What do these numbers tell us? Liquidity and the dollar do affect Bitcoin prices, but this influence is conditional, lagged, and changes with the market phase. No single variable can “explain” Bitcoin’s price. Influencers who claim to have found the “Bitcoin price formula” either don’t understand statistics or are deliberately misleading their audience.
How to Correctly Interpret the M2-Bitcoin Relationship
In practice, M2 supply can be seen as a slow trend compass, and DXY as the gatekeeper that can block or accelerate trends. When the compass points north and the gate is open, correlation rises. When the compass points north but the gate is closed, the path bends or stalls.
For anyone interested in monitoring these trends, two basic checks cover most of what the sample shows. First, monitor the slope of the liquidity series and the dollar over a rolling one-to-three month period (using returns, not levels), and require both to align before considering the M2 indicator. Second, let the lag float within a range rather than locking it to a single number, since the optimal lead during the 2024 holiday period differs from what works best at the end of 2025.
Both steps can be implemented using rolling correlations of weekly returns and simple lag searches. The core is to build a framework, not just shout slogans. When the dollar is steady or weakening, liquidity drives market turning points and multi-month trends. When the dollar is strong, it often dominates short-term volatility. Over the past year, both states have changed, and so have their correlations.

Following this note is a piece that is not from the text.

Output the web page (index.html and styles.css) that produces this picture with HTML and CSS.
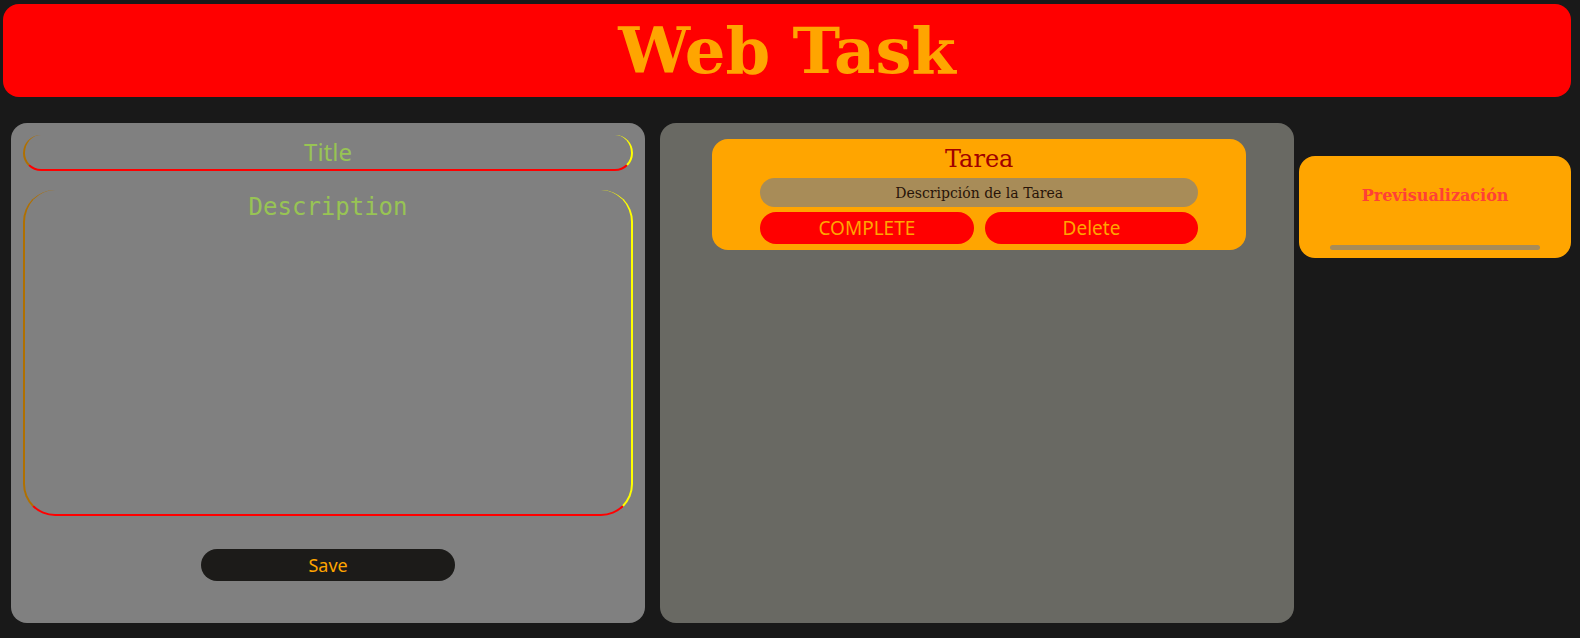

The results show that Bitcoin’s price is not “explained” by a single variable. Liquidity provides a slow push, which typically produces multi-month rallies when the dollar isn’t rising. When Bitcoin’s own trend is strong, the dollar accelerates volatility as Bitcoin falls or consolidates. Those on social media selling the oversimplified story that “Bitcoin always rises 84 days after M2 rises” ignore the conditional, time-varying, and nonlinear nature of this complex system.